As of October 5, the ISF in Ramadi had reportedly withdrawn from the streets to primary fortified positions within the city, namely the headquarters of the 8th brigade, the Anbar Operations Command, and the government complex in central Ramadi. Before mounting large-scale ground offensives in Ramadi, ISIS took measures to early November 2014 to set conditions by attempting to isolate ISF and tribal militias from supplies and reinforcements outside the city. ISIS attacked the Albu Itha area northeast of Ramadi on November 7, possibly with forces from outer Anbar or Thar Thar, but this attack was repelled by ISF and tribal forces. Albu Itha is adjacent to the Ramadi-Baghdad highway, a critical ISF supply route connecting Al-Asad airbase, Ramadi, and Baghdad. The ISF was able to keep this line of communication open. ISIS detonated a VBIED against an ISF checkpoint 35 km southwest of the city the following day, likely a second attempt to isolate Ramadi from that direction. Airstrikes reportedly targeted ISIS vehicles and a unit in the vicinity of Ramadi on November 7 and between November 7 and 10, which may have had a temporary dampening effect.

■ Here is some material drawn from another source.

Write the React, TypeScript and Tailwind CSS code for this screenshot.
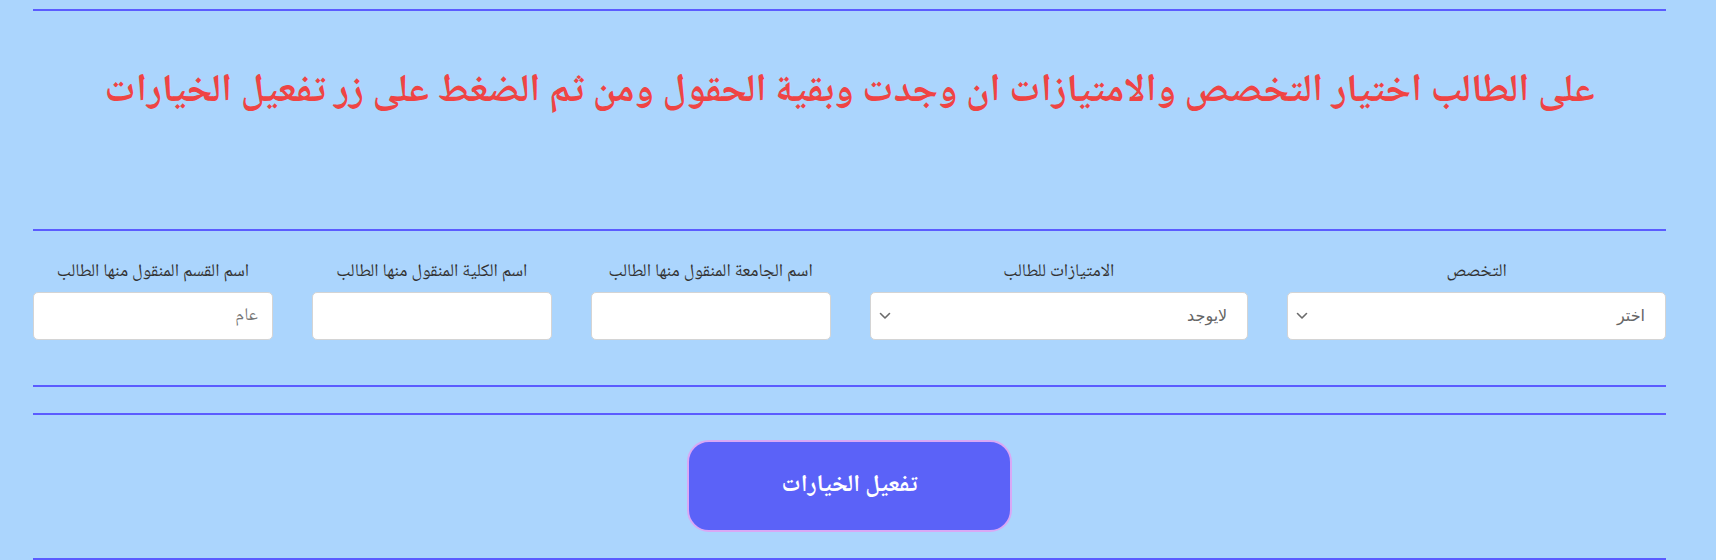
import React from "react";

const naskh = "font-['Noto_Naskh_Arabic','Noto_Serif_Arabic','Amiri','Scheherazade_New','FreeSerif','Noto_Sans_Arabic','DejaVu_Sans',serif]";

function Chevron() {
  return (
    <svg
      className="pointer-events-none absolute left-[9px] top-1/2 -translate-y-1/2"
      width="12"
      height="8"
      viewBox="0 0 12 8"
      fill="none"
    >
      <path d="M1.5 1.5 L6 6 L10.5 1.5" stroke="#6b6b6b" strokeWidth="1.6" strokeLinecap="round" strokeLinejoin="round" />
    </svg>
  );
}

function Line() {
  return <div className="h-[2px] w-full bg-[#5b5cff]" />;
}

function SelectField({ label, value, width }: { label: string; value: string; width: string }) {
  return (
    <div className={`flex flex-col items-center ${width}`}>
      <div className={`h-[24px] text-[18px] leading-[24px] text-[#333] ${naskh}`}>{label}</div>
      <div className="relative mt-[8px] h-[48px] w-full">
        <select
          defaultValue={value}
          className="h-full w-full appearance-none rounded-[5px] border border-[#d4d4d4] bg-white pr-[20px] pl-[28px] text-[16px] text-[#666] font-['Liberation_Sans','DejaVu_Sans',sans-serif] outline-none"
        >
          <option value={value}>{value}</option>
        </select>
        <Chevron />
      </div>
    </div>
  );
}

function InputField({ label, placeholder }: { label: string; placeholder?: string }) {
  return (
    <div className="flex w-[240px] flex-col items-center">
      <div className={`h-[24px] text-[18px] leading-[24px] text-[#333] ${naskh}`}>{label}</div>
      <input
        type="text"
        placeholder={placeholder}
        className={`mt-[8px] h-[48px] w-full rounded-[5px] border border-[#d4d4d4] bg-white px-[14px] text-[18px] text-[#333] placeholder:text-[#777] outline-none ${naskh}`}
      />
    </div>
  );
}

export default function App() {
  return (
    <div className="h-[560px] w-full overflow-hidden bg-[#abd5fd]">
      <div dir="rtl" className="ml-[33px] w-[1633px] pt-[9px]">
        <Line />
        <div className="flex h-[218px] justify-center pt-[54px]">
          <h1 className={`text-[39px] font-bold leading-[56px] text-[#ef4444] ${naskh}`}>
            على الطالب اختيار التخصص والامتيازات ان وجدت وبقية الحقول ومن ثم الضغط على زر تفعيل الخيارات
          </h1>
        </div>
        <Line />
        <div className="flex gap-[39px] pt-[29px] pb-[45px]">
          <SelectField label="التخصص" value="اختر" width="w-[379px]" />
          <SelectField label="الامتيازات للطالب" value="لايوجد" width="w-[379px]" />
          <InputField label="اسم الجامعة المنقول منها الطالب" />
          <InputField label="اسم الكلية المنقول منها الطالب" />
          <InputField label="اسم القسم المنقول منها الطالب" placeholder="عام" />
        </div>
        <Line />
        <div className="h-[26px]" />
        <Line />
        <div className="flex justify-center pt-[25px] pb-[26px]">
          <button
            className={`h-[92px] w-[325px] rounded-[22px] border-2 border-[#d9a8f5] bg-[#5b62f8] text-[24px] font-bold text-white ${naskh}`}
          >
            تفعيل الخيارات
          </button>
        </div>
        <Line />
      </div>
    </div>
  );
}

One week later, ISIS attacked ISF forces from the east of Ramadi in the al-Majar area south of Habaniya on November 17-18. ISIS likely intended to isolate Ramadi from these forces and prevent their reinforcement of the AOC. Meanwhile, west of Ramadi near Al-Asad airbase, heavy clashes took place on November 17 between ISIS and ISF forces, including an ISIS attack to destroy the Juba Bridge. ISIS continued to apply pressure near Al-Asad airbase on November 19 by again targeting the Juba area with mortars. These attacks indicate that ISIS forces attacking Ramadi from the east are distinct from those attacking near Al-Asad airbase, but they leave open the possibility that the ISIS forces attacking Ramadi from the north may move freely between Bagdhadi and Ramadi. ISIS additionally detonated a Suicide VBIED (SVBIED) on November 20 to destroy the Albu Faraj bridge north of Ramadi, thereby isolating Ramadi from the north with limited ground forces. ISIS thereby set conditions to attack the city from the north, southwest, and east, with embedded forces projecting from within Ramadi city itself.
ISIS had control of neighborhoods inside Ramadi by November 2014, especially southwest of the government complex. As of November 20, 2014, these neighborhoods included Hawz Tamim and Anbar University, all in southwestern Ramadi. ISIS launched a new phase of its campaign to capture the Ramadi city center on November 21 by attacking the city center from multiple axes, including the Tamim neighborhood, reaching the government complex and the Andalus neighborhood in the heart of the city. Clashes continuedthroughout Ramadi on November 22, though the government complex was not breached. ISIS also escalated attacks in the eastern Ramadi neighborhood of Sjariya on November 24, projecting force from outside the city to isolate ISF forces in Ramadi from eastern reinforcements. Two more airstrikes targeted ISIS vehicles in Ramadi between November 21 and November 24. A third reportfrom the ground on November 26 described coalition airstrikes against an ISIS convoy moving from the Ramadi desert into Ramadi city, consistent with a separate report that 1,000 ISIS fighters attacked Ramadi on November 26. An estimated 300 tribal fighters reportedly arrived in Ramadi that day to clear the neighborhoods of Hawz and Mualimin, while the local government calledfor more ground troops. This attack corresponded with a lack of comparable activity in the vicinity of Baghdadi, suggesting that ISIS may have allocated resources to Ramadi from this area.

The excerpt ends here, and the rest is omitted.